The invention further discloses means for generating a reference position for a character or a line on a display, means for generating a character slope or a line slope on a display for forming a character or a line, gain means for adjusting the size of a line or a character, comparator means for performing periodic positional tests on axial deflection waveform component signals for the display over a defined interval of time, detector means for determining an amount of time error resulting from the comparator means, and feedback means for adjusting the slope generating means based on the amount of error determined by the detector means. The detector means comprises a loadable counter means for determining the fixed period of time for the positional tests.

The invention further discloses the method of generating a precision time tracking line in a display system comprising the steps of generating a reference position for a character or a line on a display, generating a character slope or a line slope on the display for forming a character or a line, summing the reference position and the character or line slope in an amplifier for producing a moving beam on said display for forming said character or said line, performing periodic positional tests on axial deflection waveform component signals for said display over a defined interval of time, determining an amount of time error from the positional tests, and adjusting the character slope or the line slope with feedback means based on the amount of the time error. The step of generating a character slope or a line slope comprises integrating a constant current from an electrically variable parameter means which is controlled by the feedback means. The step of performing periodic positional tests comprises moving a beam on said display over a defined interval of time with reference to a specific initial position and a specific final position.

Other and further features and advantages of the invention will become apparent in connection with the accompanying drawings wherein:

FIG. 1 is a functional block diagram of the invention;

FIG. 2 shows a graph of a test slope during a positional test over a defined interval of time;

FIG. 3 shows the waveform generator 20 of FIG. 1 with a schematic representation of an electrically variable parameter 18, integrating amplifier 26, erase switch 22 and erase switch driver 130;

FIG. 4 is a schematic representation of a comparator 32, high frequency clock 38, loadable counter 36 and a digital error detector 193 portion of the error detector 40 depicted in FIG. 1;

FIG. 5 is a schematic representation of a feedback network 47 of the invention comprising an analog error filter and gain circuit 254, a loop filter 44, and an integrator 46; and

FIG. 6 is a logic diagram of the control logic 34 depicted in FIG. 1.

Referring now to FIG. 1, there is shown a precision time tracking line generator according to the present invention. The line to be generated may be a line connecting two points or it may be a line forming a character. The reference position data 2 input provides a digital word of typically 11 bits to the reference position register 10, the output of which is converted to a reference position voltage signal 128 by a digital-to-analog (D/A) converter 12. The reference position voltage 128 determines the starting position in one axis on a cathode ray tube (CRT) display for a moving beam to form the line or character to be displayed.
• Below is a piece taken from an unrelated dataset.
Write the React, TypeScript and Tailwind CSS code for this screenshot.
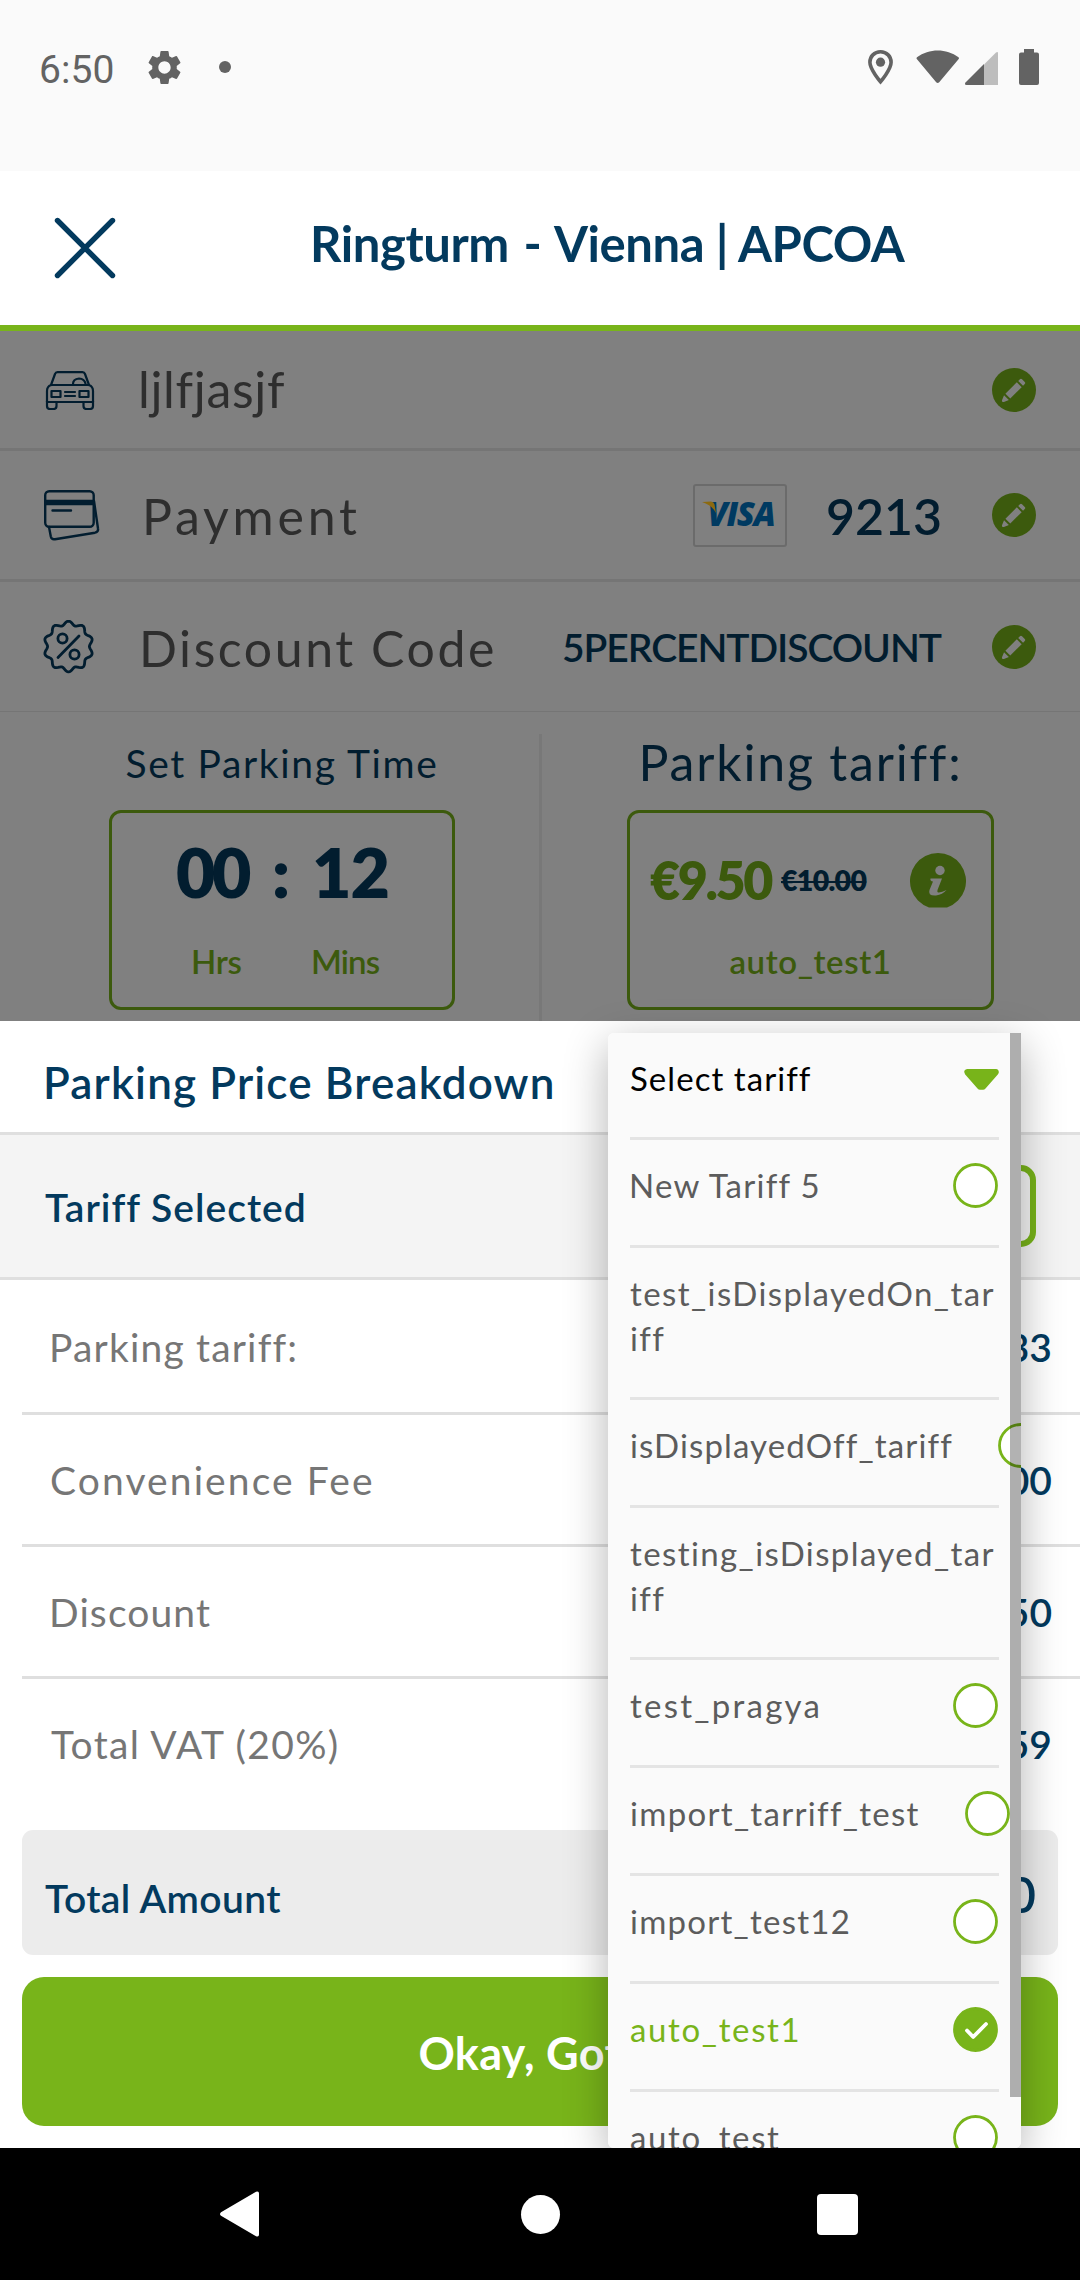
import type { ReactNode } from "react";
import { MdSettings } from "react-icons/md";

const badgePath =
  Array.from({ length: 120 }, (_, i) => {
    const a = (i / 120) * Math.PI * 2;
    const r = 22.8 + 1.9 * Math.cos(10 * a);
    return `${i ? "L" : "M"}${(25.5 + r * Math.sin(a)).toFixed(2)} ${(26.5 - r * 1.03 * Math.cos(a)).toFixed(2)}`;
  }).join("") + "Z";

function StatusBar() {
  return (
    <div className="flex h-[171px] items-start bg-[#fafafa] text-[#636363]">
      <span className="ml-[39px] mt-[46px] w-[105px] font-['Roboto'] text-[39px] leading-[48px] tracking-[0.1px]">6:50</span>
      <MdSettings className="mt-[47px] size-[41px]" />
      <span className="ml-[34px] mt-[61px] size-3 rounded-full bg-[#636363]" />
      <svg className="ml-auto mt-[49px] h-[36px] w-[171px]" viewBox="868 49 171 36" fill="none">
        <path d="M880.5 51.8c-6.2 0-10.6 4.7-10.6 10.5 0 7.2 10.6 19.4 10.6 19.4s10.6-12.2 10.6-19.4c0-5.8-4.4-10.5-10.6-10.5Z" stroke="#636363" strokeWidth="3.6" />
        <circle cx="880.5" cy="62.2" r="4.6" fill="#636363" />
        <path d="M917 57.2c12-9 29.500-9 41.500 0q.8.8.2 1.800l-19.500 23.300q-1.500 1.500-3 0l-19.400-23.300q-.6-1 .2-1.800Z" fill="#636363" />
        <path d="M984 85V64.500L996 52.600q2-1.500 2 .8V85Z" fill="#bdbdbd" />
        <path d="M966.500 85q-2.500-.5-1-2.500L984 64V85Z" fill="#636363" />
        <path d="M1024 49h10v3.500h3q2 0 2 2V83q0 2-2 2h-16q-2 0-2-2V54.500q0-2 2-2h3Z" fill="#636363" />
      </svg>
      <span className="w-[41px]" />
    </div>
  );
}

function Header() {
  return (
    <div className="flex h-[160px] items-center border-b-[6px] border-[#78b41a] bg-white">
      <svg className="ml-[54px] size-[62px]" viewBox="0 0 62 62" stroke="#033a5e" strokeWidth="5.4" strokeLinecap="round">
        <path d="M3.500 3.500 58.500 58.500M58.500 3.500 3.500 58.500" />
      </svg>
      <h1 className="-mt-[9px] ml-[194px] whitespace-nowrap text-[49px] font-bold tracking-[-0.42px] text-[#033a5e]">
        Ringturm <span className="px-[3px]">-</span> Vienna | APCOA
      </h1>
    </div>
  );
}

function EditButton() {
  return (
    <svg className="mr-[44px] size-[44px] shrink-0" viewBox="0 0 45 45">
      <circle cx="22.500" cy="22.500" r="22.500" fill="#3c5a0d" />
      <g transform="rotate(-45 21.500 23.500)" fill="#808080">
        <path d="M6 23.500q0-1 1-1.300L12 20v7l-5-2.200q-1-.3-1-1.300Z" />
        <path d="M14 20h16.500v7H14Z" />
        <path d="M32.500 20h2.500q1.500 0 1.500 1.500v4q0 1.500-1.500 1.500h-2.500Z" />
      </g>
    </svg>
  );
}

function CarIcon() {
  return (
    <svg className="ml-[45px] h-[40px] w-[50px]" viewBox="0 0 50 40" fill="none" stroke="#021d2f" strokeWidth="2.200" strokeLinejoin="round" strokeLinecap="round">
      <path d="M6 15 10 4q.6-1.800 2.500-1.800h25q1.800 0 2.500 1.800l4 11M6 15h38M6 15q-4 1.500-4 6v11h46V21q0-4.500-4-6" />
      <path d="M2 31v5q0 3 3 3h3.500q3 0 3-3v-4M48 31v5q0 3-3 3h-3.500q-3 0-3-3v-4" />
      <path d="M28 14q0-5 6-5.500 5.500.3 6.500 5M6.500 21h9v6h-9ZM34.500 21h9v6h-9ZM20 22h10M20 26h10" />
    </svg>
  );
}

function CardsIcon() {
  return (
    <svg className="ml-[43px] h-[52px] w-[57px]" viewBox="0 0 57 52" fill="none" stroke="#021d2f" strokeWidth="2.400" strokeLinejoin="round" strokeLinecap="round">
      <rect x="2.200" y="2.200" width="48.500" height="35.500" rx="4" />
      <path d="M2 13.500h49" strokeWidth="5.500" strokeLinecap="butt" />
      <path d="M9.500 21.500H28M6 38l1.800 9.500q.8 3.300 4.200 2.700l40-6.500q3.600-.8 3-4.200L51 12" />
    </svg>
  );
}

function DiscountIcon() {
  return (
    <svg className="ml-[43px] h-[54px] w-[51px]" viewBox="0 0 51 54" fill="none" stroke="#021d2f" strokeWidth="2.800" strokeLinejoin="round" strokeLinecap="round">
      <path d={badgePath} />
      <path d="M15 37.500 36 16" />
      <circle cx="19.500" cy="18.500" r="4.600" />
      <circle cx="31.500" cy="34.500" r="4.600" />
    </svg>
  );
}

function VisaCard() {
  return (
    <div className="relative ml-auto flex h-[63px] w-[94px] items-center justify-center rounded-[3px] border-2 border-[#6b6b6b]">
      <span className="-mt-[4px] pl-[2px] font-['Open_Sans'] text-[33px] font-extrabold italic leading-none tracking-[-1.4px] text-[#003a61]">VISA</span>
      <svg className="absolute left-[7px] top-[15px] h-3 w-4" viewBox="0 0 16 12">
        <path d="M0 1 9 .5q3 .3 3.500 3L14 12Q10 4 0 1Z" fill="#8c6a10" />
      </svg>
    </div>
  );
}

function SummaryColumns() {
  return (
    <div className="flex h-[309px]">
      <div className="flex w-[539px] flex-col items-center pl-[25px]">
        <div className="flex h-[98px] items-center pt-[4px] text-[39px] tracking-[1.64px] text-[#021d2f]">Set Parking Time</div>
        <div className="h-[200px] w-[346px] rounded-xl border-[3px] border-[#3c5a0d]">
          <div className="flex h-[118px] items-center pl-[64px] text-[68px] font-extrabold text-[#021d2f]">
            <span className="w-[74px] tracking-[-3.4px]">00</span>
            <span className="w-[62px] text-center">:</span>
            <span className="tracking-[-1px]">12</span>
          </div>
          <div className="flex h-[62px] items-center pl-[79px] text-[33px] font-semibold text-[#3c5a0d]">
            <span className="w-[120px] tracking-[-0.3px]">Hrs</span>
            <span className="tracking-[-0.9px]">Mins</span>
          </div>
        </div>
      </div>
      <div className="mt-[22px] w-[3px] bg-[#787878]" />
      <div className="flex w-[537px] flex-col items-center">
        <div className="flex h-[98px] items-center pr-[20px] pt-[3px] text-[50px] tracking-[1.8px] text-[#021d2f]">Parking tariff:</div>
        <div className="h-[200px] w-[367px] rounded-xl border-[3px] border-[#3c5a0d]">
          <div className="flex h-[134px] items-center pl-[20px]">
            <span className="w-[131px] text-[52px] font-extrabold tracking-[-2.4px] text-[#3c5a0d]">€9.50</span>
            <span className="text-[28.5px] font-extrabold tracking-[-0.7px] text-[#021d2f] line-through decoration-2">€10.00</span>
            <svg className="ml-auto mr-[25px] size-[56px]" viewBox="0 0 56 56">
              <path d="M19 55.500A28 28 0 1 1 37 55.500Z" fill="#3c5a0d" />
              <circle cx="30" cy="18.500" r="4.700" fill="#808080" />
              <path d="M20.500 26.500h11.500l-4.500 11.500q-.8 3 1.500 2.500 3-.5 7.500-2.500-4 4.500-10.500 5.500-8.500.5-6.500-5.500l3.500-8.500q-3.200-.5-2.500-3Z" fill="#808080" />
            </svg>
          </div>
          <div className="flex h-[30px] items-center justify-center text-[33px] font-semibold tracking-[0.6px] text-[#3c5a0d]">auto_test1</div>
        </div>
      </div>
    </div>
  );
}

function PriceRow({ label, value, first, last }: { label: ReactNode; value: string; first?: boolean; last?: boolean }) {
  return (
    <div className={`ml-[22px] flex items-center justify-between pl-[27px] pr-[28px] pt-[2px] ${first ? "h-[135px]" : last ? "h-[129px]" : "h-[132px]"} ${last ? "" : "border-b-[3px] border-[#dfdfdf]"}`}>
      {label}
      <span className="text-[39px] font-semibold text-[#033a5e]">{value}</span>
    </div>
  );
}

function Radio({ checked }: { checked?: boolean }) {
  return (
    <svg className="mr-px size-[45px] shrink-0" viewBox="0 0 45 45" fill="none">
      <circle cx="22.500" cy="22.500" r="21" fill={checked ? "#78b41a" : "#ffffff"} stroke="#78b41a" strokeWidth="2.800" />
      {checked && <path d="m14 23.500 6.200 6.500L33 17" stroke="#ffffff" strokeWidth="3.800" strokeLinecap="round" strokeLinejoin="round" />}
    </svg>
  );
}

const options: { lines: string[]; className: string; radio?: boolean; checked?: boolean }[] = [
  { lines: ["New Tariff 5"], className: "tracking-[1.25px] -ml-px mr-px", radio: true },
  { lines: ["test_isDisplayedOn_tar", "iff"], className: "tracking-[1.43px]" },
  { lines: ["isDisplayedOff_tariff"], className: "tracking-[1.14px]", radio: true },
  { lines: ["testing_isDisplayed_tar", "iff"], className: "tracking-[1.4px]" },
  { lines: ["test_pragya"], className: "tracking-[2.26px]", radio: true },
  { lines: ["import_tarriff_test"], className: "tracking-[1.3px]", radio: true },
  { lines: ["import_test12"], className: "tracking-[1.25px]", radio: true },
  { lines: ["auto_test1"], className: "tracking-[1.65px]", radio: true, checked: true },
  { lines: ["auto_test"], className: "tracking-[1.65px]", radio: true },
];

function TariffMenu() {
  return (
    <div className="absolute left-[608px] top-[1033px] h-[1115px] w-[413px] rounded-[6px] shadow-[0_12px_44px_rgba(0,0,0,0.3)]">
      <div className="relative h-full overflow-hidden rounded-bl-[6px] rounded-br-[6px] rounded-tl-[6px] bg-[#fafafa] pl-[22px] text-[33px] leading-[45px] text-[#5c5c5c]">
        <div className="flex h-[107px] w-[369px] items-start justify-between border-b-[3px] border-[#e4e4e4] pt-[23px]">
          <span className="tracking-[1.05px] text-black">Select tariff</span>
          <svg className="mt-[13px] h-[21px] w-[35px]" viewBox="0 0 35 21">
            <path d="M3 0h29q3 .5 2.800 3.500-.2 1-1 2L21.500 19.500q-1 1.200-2.500 1.200h-3q-1.500 0-2.500-1.200L1.200 5.500Q-1.500 1 3 0Z" fill="#78b41a" />
          </svg>
        </div>
        {options.map((o) => (
          <div
            key={o.lines[0]}
            className={`flex w-[369px] items-start justify-between border-b-[3px] border-[#e4e4e4] pt-[23px] ${o.lines.length > 1 ? "h-[152px]" : "h-[108px]"} ${o.checked ? "text-[#78b41a]" : ""}`}
          >
            <span className={`shrink-0 whitespace-nowrap ${o.className}`}>
              {o.lines.map((l) => (
                <span key={l} className="block">{l}</span>
              ))}
            </span>
            {o.radio && <span className="ml-[45px] shrink-0"><Radio checked={o.checked} /></span>}
          </div>
        ))}
        <div className="absolute right-0 top-0 h-[1064px] w-[11px] bg-black/30" />
      </div>
    </div>
  );
}

function NavBar() {
  return (
    <div className="relative z-10 flex h-[132px] items-center bg-black">
      <svg className="ml-[220px] h-[46px] w-[40px]" viewBox="0 0 40 46" fill="#fff">
        <path d="M1 21.200 36 .8q3-1.200 3 1.700v41q0 2.900-3 1.700L1 24.800q-2-1.800 0-3.600Z" />
      </svg>
      <span className="ml-[261px] size-[39px] rounded-full bg-white" />
      <span className="ml-[257px] size-[41px] rounded-[4px] bg-white" />
    </div>
  );
}

export default function App() {
  return (
    <div className="relative h-[2280px] w-[1080px] overflow-hidden bg-white font-['Lato',sans-serif]">
      <StatusBar />
      <Header />
      <div className="h-[690px] bg-[#808080]">
        <div className="flex h-[120px] items-center justify-between border-b-[3px] border-[#757575]">
          <div className="flex items-center">
            <CarIcon />
            <span className="ml-[43px] text-[50px] tracking-[0.66px] text-[#2e2e2e]">ljlfjasjf</span>
          </div>
          <EditButton />
        </div>
        <div className="flex h-[131px] items-center border-b-[3px] border-[#757575]">
          <CardsIcon />
          <span className="ml-[42px] mt-[2px] text-[50px] tracking-[3.78px] text-[#2e2e2e]">Payment</span>
          <VisaCard />
          <span className="ml-[39px] mt-[2px] w-[166px] text-[50px] font-semibold text-[#021d2f]">9213</span>
          <EditButton />
        </div>
        <div className="flex h-[130px] items-center border-b border-[#757575]">
          <DiscountIcon />
          <span className="ml-[45px] mt-[4px] text-[50px] tracking-[2.55px] text-[#2e2e2e]">Discount Code</span>
          <span className="ml-auto mt-[2px] w-[430px] text-[39px] font-semibold tracking-[-1.05px] text-[#021d2f]">5PERCENTDISCOUNT</span>
          <EditButton />
        </div>
        <SummaryColumns />
      </div>
      <div className="h-[1127px] bg-white">
        <div className="flex h-[114px] items-center border-b-[3px] border-[#dfdfdf] pl-[43px] pt-[11px] text-[44px] font-semibold tracking-[1.15px] text-[#033a5e]">
          Parking Price Breakdown
        </div>
        <div className="flex h-[145px] items-center justify-between border-b-[3px] border-[#dfdfdf] bg-[#f4f4f4] pl-[45px] pr-[44px]">
          <span className="pt-[2px] text-[39px] font-semibold tracking-[1px] text-[#033a5e]">Tariff Selected</span>
          <div className="h-[82px] w-[400px] rounded-[15px] border-[6px] border-[#78b41a]" />
        </div>
        <PriceRow first value="€8.33" label={<span className="text-[39px] tracking-[1.18px] text-[#767676]">Parking tariff:</span>} />
        <PriceRow value="€0.00" label={<span className="pl-px text-[39px] tracking-[2.1px] text-[#767676]">Convenience Fee</span>} />
        <PriceRow value="-€0.50" label={<span className="text-[39px] tracking-[1.12px] text-[#767676]">Discount</span>} />
        <PriceRow last value="€1.59" label={<span className="pl-[2px] text-[39px] tracking-[1.35px] text-[#767676]">Total VAT (20%)</span>} />
        <div className="mx-[22px] mt-[22px] flex h-[125px] items-center justify-between rounded-[11px] bg-[#ececec] pl-[23px] pr-[22px] text-[#033a5e]">
          <span className="pt-[11px] text-[39px] font-semibold tracking-[0.38px]">Total Amount</span>
          <span className="pt-[3px] text-[50px] font-semibold">€9.50</span>
        </div>
        <div className="mx-[22px] mt-[22px] flex h-[149px] items-center justify-center rounded-[22px] bg-[#78b41a] pt-[5px] text-[45px] font-bold tracking-[0.3px] text-white">
          Okay, Got it
        </div>
      </div>
      <TariffMenu />
      <NavBar />
    </div>
  );
}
The slope register 14 receives a character slope 6 data word or a line slope 8 data word from a display processor (not shown, but known to one of ordinary skill in the art) each data word being typically 12 bits for specifying the slope of a line element of a character or the slope of a line. The output of the slope register 14 is connected to a D/A converter which provides the selected slope current to an electrically variable parameter means. In the present invention, the electrically variable parameter 18 means comprises a variable resistance which is responsive to feedback network 47. An integrating amplifier 26 receives a constant current via the electrically variable parameter 18 for generating the slope of a desired line or character. The continuous integration of a constant current defining said desired slope results in the generation of lines with no staircase effect. An erase switch 22 connected across the integrating amplifier 26 provides for returning the integrator output to a neutral state so that it does not alter the overall summed voltage output defining a reference position until the integration begins. The output of the integrating amplifier 26 connects to a gain switch 28 which is controlled by the character-line mode control 4 signal from said display processor and adjusts the size of the line or character being displayed. The sum amplifier 30 receives the reference position voltage 128 and the line slope voltage 29 signals and generates the axis position waveform for deflection circuit signal 48.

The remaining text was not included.